▸ AIM OF THE EXERCISE
Leave the pictures out. Return all other data exactly.
········
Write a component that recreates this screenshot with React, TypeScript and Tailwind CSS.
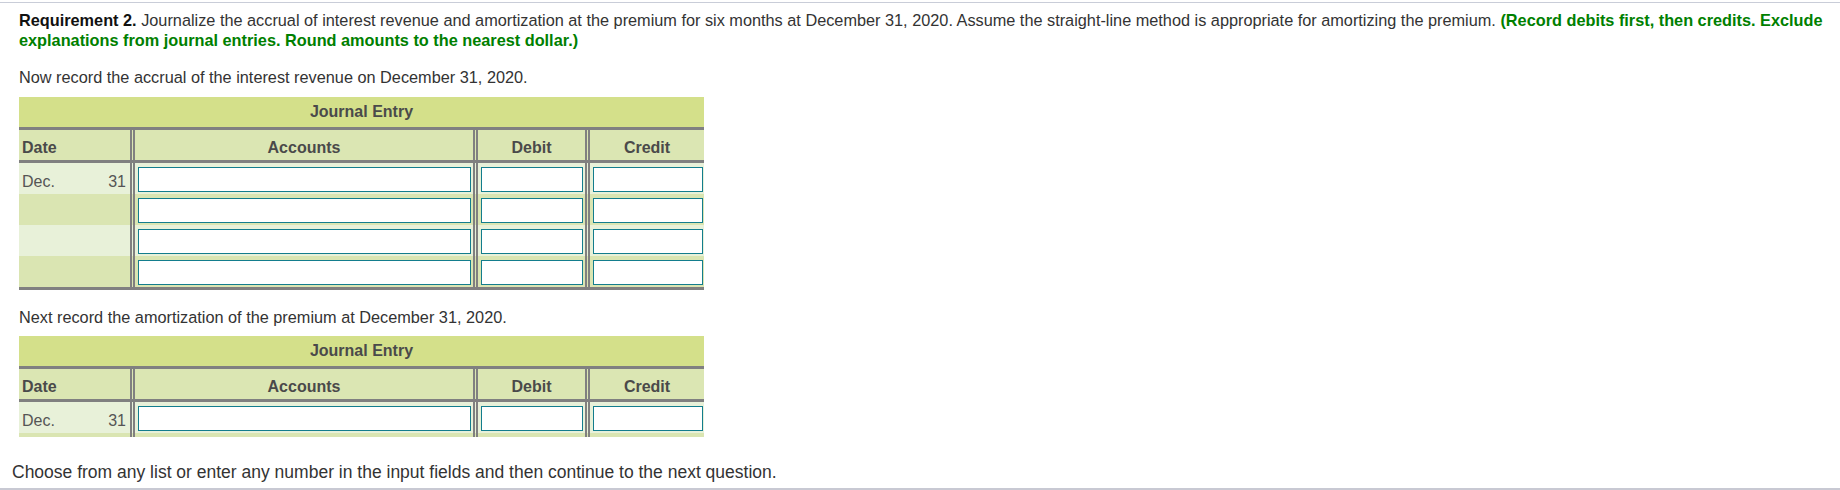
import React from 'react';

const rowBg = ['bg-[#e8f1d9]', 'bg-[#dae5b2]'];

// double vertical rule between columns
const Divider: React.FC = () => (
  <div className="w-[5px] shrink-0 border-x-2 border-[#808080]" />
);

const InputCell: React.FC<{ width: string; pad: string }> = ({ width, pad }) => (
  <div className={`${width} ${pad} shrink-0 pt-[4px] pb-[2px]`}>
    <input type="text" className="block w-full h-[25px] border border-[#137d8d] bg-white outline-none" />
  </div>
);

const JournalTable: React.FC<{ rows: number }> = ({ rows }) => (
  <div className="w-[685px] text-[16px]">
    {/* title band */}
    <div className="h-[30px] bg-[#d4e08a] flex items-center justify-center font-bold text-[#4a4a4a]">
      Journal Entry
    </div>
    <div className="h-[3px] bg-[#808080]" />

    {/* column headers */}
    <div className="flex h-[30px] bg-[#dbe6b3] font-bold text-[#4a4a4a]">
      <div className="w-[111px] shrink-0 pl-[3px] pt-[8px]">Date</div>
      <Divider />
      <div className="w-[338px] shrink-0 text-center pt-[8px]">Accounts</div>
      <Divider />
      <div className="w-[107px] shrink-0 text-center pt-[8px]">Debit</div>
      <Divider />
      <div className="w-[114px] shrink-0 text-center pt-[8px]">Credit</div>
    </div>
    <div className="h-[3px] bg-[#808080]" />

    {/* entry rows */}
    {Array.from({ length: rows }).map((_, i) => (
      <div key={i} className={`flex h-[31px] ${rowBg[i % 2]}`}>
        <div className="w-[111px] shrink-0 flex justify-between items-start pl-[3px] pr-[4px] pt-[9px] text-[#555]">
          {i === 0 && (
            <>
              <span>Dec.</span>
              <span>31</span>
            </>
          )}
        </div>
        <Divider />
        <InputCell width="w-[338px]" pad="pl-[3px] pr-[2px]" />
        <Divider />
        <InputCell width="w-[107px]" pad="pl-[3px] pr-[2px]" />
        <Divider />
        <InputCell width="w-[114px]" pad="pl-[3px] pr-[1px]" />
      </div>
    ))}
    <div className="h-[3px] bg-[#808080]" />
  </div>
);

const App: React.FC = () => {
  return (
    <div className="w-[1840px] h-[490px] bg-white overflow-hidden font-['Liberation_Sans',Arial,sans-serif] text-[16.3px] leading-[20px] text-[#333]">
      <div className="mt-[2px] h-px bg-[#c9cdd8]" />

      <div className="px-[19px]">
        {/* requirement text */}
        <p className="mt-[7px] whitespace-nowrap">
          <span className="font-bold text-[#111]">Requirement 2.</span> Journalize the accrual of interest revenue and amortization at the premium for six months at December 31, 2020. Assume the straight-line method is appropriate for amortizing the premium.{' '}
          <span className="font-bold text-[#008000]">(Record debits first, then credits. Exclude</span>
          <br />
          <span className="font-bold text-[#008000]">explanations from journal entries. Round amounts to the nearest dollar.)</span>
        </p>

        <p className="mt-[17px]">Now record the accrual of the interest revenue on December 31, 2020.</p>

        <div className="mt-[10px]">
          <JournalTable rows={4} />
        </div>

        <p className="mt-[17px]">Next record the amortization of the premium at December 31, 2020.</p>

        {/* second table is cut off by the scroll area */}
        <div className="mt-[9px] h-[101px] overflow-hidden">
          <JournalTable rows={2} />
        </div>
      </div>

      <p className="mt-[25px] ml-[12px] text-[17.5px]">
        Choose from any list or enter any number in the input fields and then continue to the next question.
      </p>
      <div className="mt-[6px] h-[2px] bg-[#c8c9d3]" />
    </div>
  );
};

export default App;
········
▸ EXERCISE OUTPUT
Write a component that recreates this screenshot with React, TypeScript and Tailwind CSS.
import React from 'react';

const rowBg = ['bg-[#e8f1d9]', 'bg-[#dae5b2]'];

// double vertical rule between columns
const Divider: React.FC = () => (
  <div className="w-[5px] shrink-0 border-x-2 border-[#808080]" />
);

const InputCell: React.FC<{ width: string; pad: string }> = ({ width, pad }) => (
  <div className={`${width} ${pad} shrink-0 pt-[4px] pb-[2px]`}>
    <input type="text" className="block w-full h-[25px] border border-[#137d8d] bg-white outline-none" />
  </div>
);

const JournalTable: React.FC<{ rows: number }> = ({ rows }) => (
  <div className="w-[685px] text-[16px]">
    {/* title band */}
    <div className="h-[30px] bg-[#d4e08a] flex items-center justify-center font-bold text-[#4a4a4a]">
      Journal Entry
    </div>
    <div className="h-[3px] bg-[#808080]" />

    {/* column headers */}
    <div className="flex h-[30px] bg-[#dbe6b3] font-bold text-[#4a4a4a]">
      <div className="w-[111px] shrink-0 pl-[3px] pt-[8px]">Date</div>
      <Divider />
      <div className="w-[338px] shrink-0 text-center pt-[8px]">Accounts</div>
      <Divider />
      <div className="w-[107px] shrink-0 text-center pt-[8px]">Debit</div>
      <Divider />
      <div className="w-[114px] shrink-0 text-center pt-[8px]">Credit</div>
    </div>
    <div className="h-[3px] bg-[#808080]" />

    {/* entry rows */}
    {Array.from({ length: rows }).map((_, i) => (
      <div key={i} className={`flex h-[31px] ${rowBg[i % 2]}`}>
        <div className="w-[111px] shrink-0 flex justify-between items-start pl-[3px] pr-[4px] pt-[9px] text-[#555]">
          {i === 0 && (
            <>
              <span>Dec.</span>
              <span>31</span>
            </>
          )}
        </div>
        <Divider />
        <InputCell width="w-[338px]" pad="pl-[3px] pr-[2px]" />
        <Divider />
        <InputCell width="w-[107px]" pad="pl-[3px] pr-[2px]" />
        <Divider />
        <InputCell width="w-[114px]" pad="pl-[3px] pr-[1px]" />
      </div>
    ))}
    <div className="h-[3px] bg-[#808080]" />
  </div>
);

const App: React.FC = () => {
  return (
    <div className="w-[1840px] h-[490px] bg-white overflow-hidden font-['Liberation_Sans',Arial,sans-serif] text-[16.3px] leading-[20px] text-[#333]">
      <div className="mt-[2px] h-px bg-[#c9cdd8]" />

      <div className="px-[19px]">
        {/* requirement text */}
        <p className="mt-[7px] whitespace-nowrap">
          <span className="font-bold text-[#111]">Requirement 2.</span> Journalize the accrual of interest revenue and amortization at the premium for six months at December 31, 2020. Assume the straight-line method is appropriate for amortizing the premium.{' '}
          <span className="font-bold text-[#008000]">(Record debits first, then credits. Exclude</span>
          <br />
          <span className="font-bold text-[#008000]">explanations from journal entries. Round amounts to the nearest dollar.)</span>
        </p>

        <p className="mt-[17px]">Now record the accrual of the interest revenue on December 31, 2020.</p>

        <div className="mt-[10px]">
          <JournalTable rows={4} />
        </div>

        <p className="mt-[17px]">Next record the amortization of the premium at December 31, 2020.</p>

        {/* second table is cut off by the scroll area */}
        <div className="mt-[9px] h-[101px] overflow-hidden">
          <JournalTable rows={2} />
        </div>
      </div>

      <p className="mt-[25px] ml-[12px] text-[17.5px]">
        Choose from any list or enter any number in the input fields and then continue to the next question.
      </p>
      <div className="mt-[6px] h-[2px] bg-[#c8c9d3]" />
    </div>
  );
};

export default App;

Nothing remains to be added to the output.